> WHAT YOU ARE ASKED TO DO
Omit every picture, and retype the lines that run from the beginning of the data below through the line containing "const [picked, setPicked]", inclusive.

> GIVEN DATA
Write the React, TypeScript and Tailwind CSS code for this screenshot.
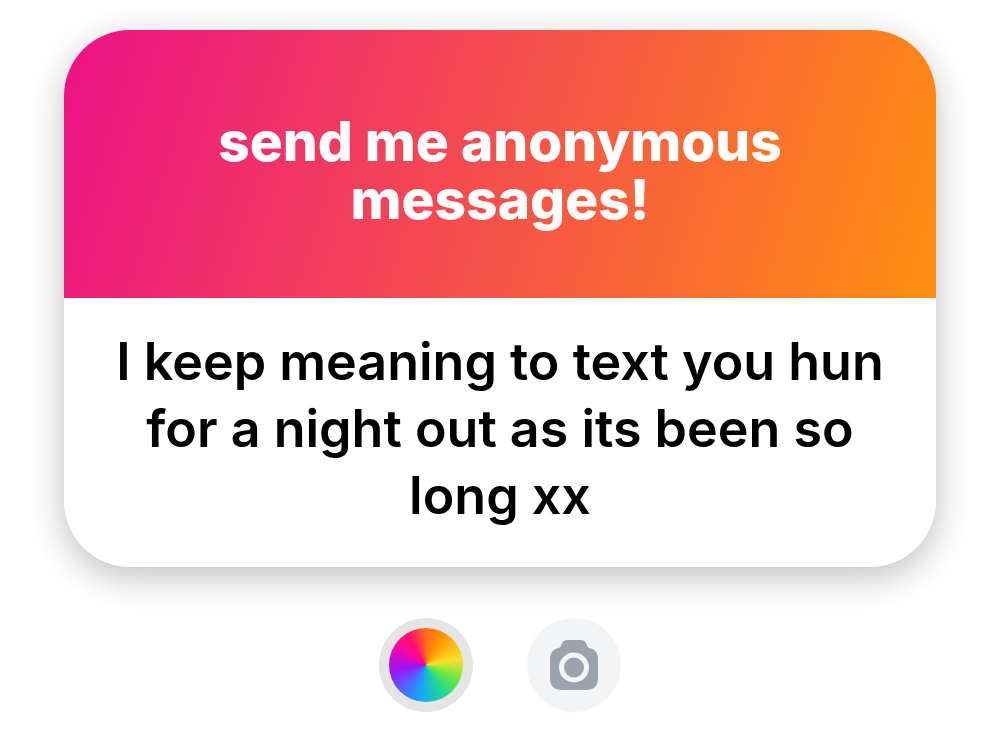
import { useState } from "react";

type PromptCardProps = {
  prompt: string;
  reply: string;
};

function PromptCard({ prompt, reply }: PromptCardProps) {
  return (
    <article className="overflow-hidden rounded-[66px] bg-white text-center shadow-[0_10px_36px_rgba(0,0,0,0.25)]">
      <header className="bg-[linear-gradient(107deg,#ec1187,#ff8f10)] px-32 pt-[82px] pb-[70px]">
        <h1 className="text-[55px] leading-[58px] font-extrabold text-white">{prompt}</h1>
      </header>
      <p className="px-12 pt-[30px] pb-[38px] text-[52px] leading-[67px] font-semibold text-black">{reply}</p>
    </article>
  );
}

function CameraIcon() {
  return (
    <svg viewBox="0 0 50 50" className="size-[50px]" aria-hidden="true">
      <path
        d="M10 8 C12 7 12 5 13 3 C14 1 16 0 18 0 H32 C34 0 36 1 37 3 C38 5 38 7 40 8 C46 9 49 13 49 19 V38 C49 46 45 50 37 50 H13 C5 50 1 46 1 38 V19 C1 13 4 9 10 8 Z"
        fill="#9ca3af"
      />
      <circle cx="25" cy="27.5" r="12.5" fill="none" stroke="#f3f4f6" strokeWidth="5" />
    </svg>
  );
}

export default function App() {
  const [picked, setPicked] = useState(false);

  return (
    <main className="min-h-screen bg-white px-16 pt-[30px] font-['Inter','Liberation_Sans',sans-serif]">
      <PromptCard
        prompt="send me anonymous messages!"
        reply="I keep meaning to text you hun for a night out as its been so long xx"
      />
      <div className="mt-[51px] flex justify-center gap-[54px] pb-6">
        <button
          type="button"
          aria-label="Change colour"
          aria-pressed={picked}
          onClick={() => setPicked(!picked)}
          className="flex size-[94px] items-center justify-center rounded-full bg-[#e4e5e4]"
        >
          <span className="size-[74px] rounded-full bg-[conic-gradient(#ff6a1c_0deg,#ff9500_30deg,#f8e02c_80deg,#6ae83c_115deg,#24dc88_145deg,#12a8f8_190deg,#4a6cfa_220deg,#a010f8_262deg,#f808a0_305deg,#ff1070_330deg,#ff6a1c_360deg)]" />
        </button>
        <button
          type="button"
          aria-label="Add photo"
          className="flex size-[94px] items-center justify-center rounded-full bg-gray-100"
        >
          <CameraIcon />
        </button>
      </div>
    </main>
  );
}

> IN RESPONSE
Write the React, TypeScript and Tailwind CSS code for this screenshot.
import { useState } from "react";

type PromptCardProps = {
  prompt: string;
  reply: string;
};

function PromptCard({ prompt, reply }: PromptCardProps) {
  return (
    <article className="overflow-hidden rounded-[66px] bg-white text-center shadow-[0_10px_36px_rgba(0,0,0,0.25)]">
      <header className="bg-[linear-gradient(107deg,#ec1187,#ff8f10)] px-32 pt-[82px] pb-[70px]">
        <h1 className="text-[55px] leading-[58px] font-extrabold text-white">{prompt}</h1>
      </header>
      <p className="px-12 pt-[30px] pb-[38px] text-[52px] leading-[67px] font-semibold text-black">{reply}</p>
    </article>
  );
}

function CameraIcon() {
  return (
    <svg viewBox="0 0 50 50" className="size-[50px]" aria-hidden="true">
      <path
        d="M10 8 C12 7 12 5 13 3 C14 1 16 0 18 0 H32 C34 0 36 1 37 3 C38 5 38 7 40 8 C46 9 49 13 49 19 V38 C49 46 45 50 37 50 H13 C5 50 1 46 1 38 V19 C1 13 4 9 10 8 Z"
        fill="#9ca3af"
      />
      <circle cx="25" cy="27.5" r="12.5" fill="none" stroke="#f3f4f6" strokeWidth="5" />
    </svg>
  );
}

export default function App() {
  const [picked, setPicked] = useState(false);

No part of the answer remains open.